SS&C TECHNOLOGIES HOLDINGS, INC. EXECUTIVE BONUS PLAN

Section 1. Purpose. The purpose of the Executive Bonus Plan (“Plan”) of SS&C Technologies Holdings, Inc. (the “Company”) is to provide incentive compensation to each Participant who is or may be a “covered employee” within the meaning of §162(m) of the Internal Revenue Code of 1986, as amended (“Section 162(m)”) while securing, to the extent practicable, a tax deduction for incentive compensation payments to each such Participant. Capitalized terms are defined at the end of this document.

Section 2. Establishment of Bonus Pool. For each Performance Period, by the Determination Date, the Committee will, in writing, (1) establish an Incentive Pool, (2) designate Participants and (3) determine each Participant’s Award Opportunity, and may, in each case, consider input from the Company’s CEO. The Award Opportunity for any Participant may not be increased in any way after the Determination Date, including as a result of reduction (or forfeiture) of another Participant’s Award Opportunity.

Section 3. Certification of Bonus Pool. After each Performance Period’s completion and prior to any Bonus payment, the Committee shall certify, in writing, the size of the Incentive Pool resulting from achievement of the applicable Performance Goals (and each Participant’s resulting Award Opportunity amount).

Section 4. Determination of Individual Bonus Amounts. Once each Participant’s Award Opportunity amount is certified, the Committee shall determine each Participant’s Bonus amount payable (which may be less than, but not more than, the Participant’s certified Award Opportunity amount), provided that the maximum Bonus payable to any Participant with respect to any fiscal year of the Company may not exceed $15,000,000. The determination of the foregoing Bonus amounts payable may be based on any criteria the Committee determines are relevant and may include input from the Company’s CEO.

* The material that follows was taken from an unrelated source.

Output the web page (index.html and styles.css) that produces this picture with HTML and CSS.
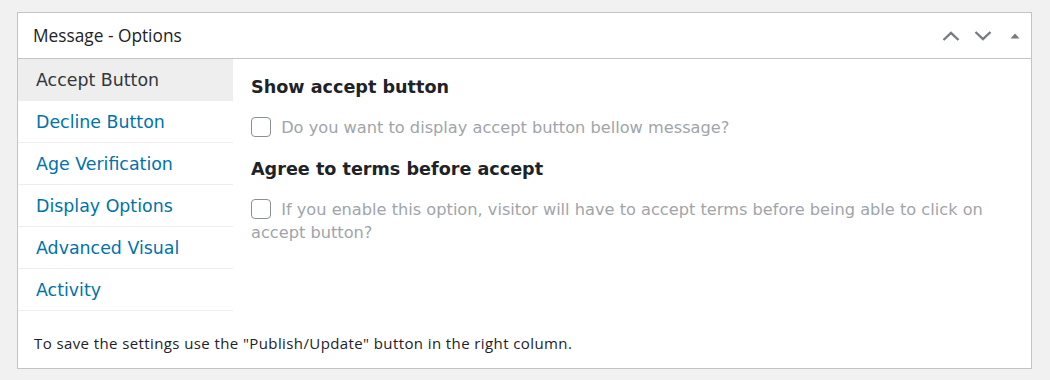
FILE: index.html
```html
<!DOCTYPE html>
<html lang="en">
<head>
    <meta charset="UTF-8">
    <title>Message - Options</title>
    <link rel="stylesheet" href="styles.css">
</head>
<body>
    <div class="postbox">
        <div class="postbox-header">
            <h2 class="hndle">Message - Options</h2>
            <div class="handle-actions">
                <button class="handle-btn" aria-label="Move up">
                    <svg width="20" height="20" viewBox="0 0 20 20"><path d="M2.5 14 L10 6.8 L17.5 14" fill="none" stroke="currentColor" stroke-width="2.4"/></svg>
                </button>
                <button class="handle-btn" aria-label="Move down">
                    <svg width="20" height="20" viewBox="0 0 20 20"><path d="M2.5 6 L10 13.2 L17.5 6" fill="none" stroke="currentColor" stroke-width="2.4"/></svg>
                </button>
                <button class="handle-btn toggle" aria-label="Toggle panel">
                    <svg width="12" height="12" viewBox="0 0 12 12"><path d="M1.5 8.5 L6 3.5 L10.5 8.5 Z" fill="currentColor"/></svg>
                </button>
            </div>
        </div>
        <div class="inside">
            <div class="tabs-wrap">
                <ul class="tabs">
                    <li class="active"><a href="#">Accept Button</a></li>
                    <li><a href="#">Decline Button</a></li>
                    <li><a href="#">Age Verification</a></li>
                    <li><a href="#">Display Options</a></li>
                    <li><a href="#">Advanced Visual</a></li>
                    <li><a href="#">Activity</a></li>
                </ul>
                <div class="tab-panel">
                    <h3 class="field-title">Show accept button</h3>
                    <label class="field-check">
                        <input type="checkbox"> Do you want to display accept button bellow message?
                    </label>
                    <h3 class="field-title">Agree to terms before accept</h3>
                    <label class="field-check">
                        <input type="checkbox"> If you enable this option, visitor will have to accept terms before being able to click on accept button?
                    </label>
                </div>
            </div>
            <p class="note">To save the settings use the "Publish/Update" button in the right column.</p>
        </div>
    </div>
</body>
</html>
```

FILE: styles.css
```css
body {
    margin: 0;
    padding: 12px 18px 0 17px;
    background-color: #f1f1f1;
    font-family: "DejaVu Sans", Verdana, sans-serif;
    color: #1d2327;
}
.postbox {
    background-color: #fff;
    border: 1px solid #c3c4c7;
    height: 357px;
    box-sizing: border-box;
    display: flex;
    flex-direction: column;
}
.postbox-header {
    display: flex;
    align-items: center;
    justify-content: space-between;
    height: 45px;
    border-bottom: 1px solid #c3c4c7;
}
.hndle {
    margin: 0;
    padding-left: 15px;
    font-family: "Open Sans", "Noto Sans", sans-serif;
    font-size: 17.3px;
    font-weight: 400;
    color: #1d2327;
}
.handle-actions {
    display: flex;
    align-items: center;
}
.handle-btn {
    border: 0;
    background: none;
    padding: 0;
    width: 32px;
    height: 36px;
    display: flex;
    align-items: center;
    justify-content: center;
    color: #787c82;
}
.inside {
    flex: 1;
    display: flex;
    flex-direction: column;
}
.tabs-wrap {
    display: flex;
}
.tabs {
    list-style: none;
    margin: 0;
    padding: 0;
    width: 215px;
    flex-shrink: 0;
}
.tabs li {
    height: 41px;
    border-bottom: 1px solid #eee;
    display: flex;
    align-items: center;
}
.tabs li.active {
    background-color: #eee;
}
.tabs a {
    padding-left: 18px;
    font-size: 17.4px;
    color: #0073aa;
    text-decoration: none;
}
.tabs li.active a {
    color: #32373c;
}
.tab-panel {
    flex: 1;
    padding: 16px 18px 18px;
    border-bottom-left-radius: 8px;
    align-self: flex-start;
}
.field-title {
    margin: 2px 0 19px;
    font-size: 17.6px;
    font-weight: bold;
    color: #1d2327;
}
.field-check {
    display: block;
    margin-bottom: 20px;
    font-size: 16.2px;
    line-height: 23px;
    color: #a0a5aa;
}
.field-check input {
    appearance: none;
    width: 20px;
    height: 20px;
    margin: 0 5px 0 0;
    border: 1px solid #8c8f94;
    border-radius: 4px;
    vertical-align: -4px;
    background: #fff;
}
.note {
    margin: auto 0 15px;
    padding-left: 16px;
    font-family: "Open Sans", "Noto Sans", sans-serif;
    font-size: 15px;
    letter-spacing: 0.4px;
    color: #1d2327;
}
```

Section 5. Payment of Bonuses. Bonuses may be paid in cash or Company stock awards (with the value of any such Company stock awards determined based on the grant date value calculated in accordance with Generally Accepted Accounting Principles). Each Participant’s Bonus shall be paid no later than two and a half months after the end of the Performance Period for which such Bonus is earned, but in no event before the certification in Section 3 and the determination in Section 4. No Participant has any right to payment unless and until the Committee determines the amount, form and timing of such payment.

Section 6. Administration. The Committee shall administer the Plan, and may delegate its duties and powers in whole or in part to any subcommittee; any such subcommittee shall consist solely of at least two individuals intended to qualify as Non-Employee Directors. The Committee is authorized to interpret the Plan, to establish, amend or rescind any rules and regulations and to make any other determination that it deems necessary or desirable for the Plan’s administration. All Committee determinations shall be final, binding and conclusive.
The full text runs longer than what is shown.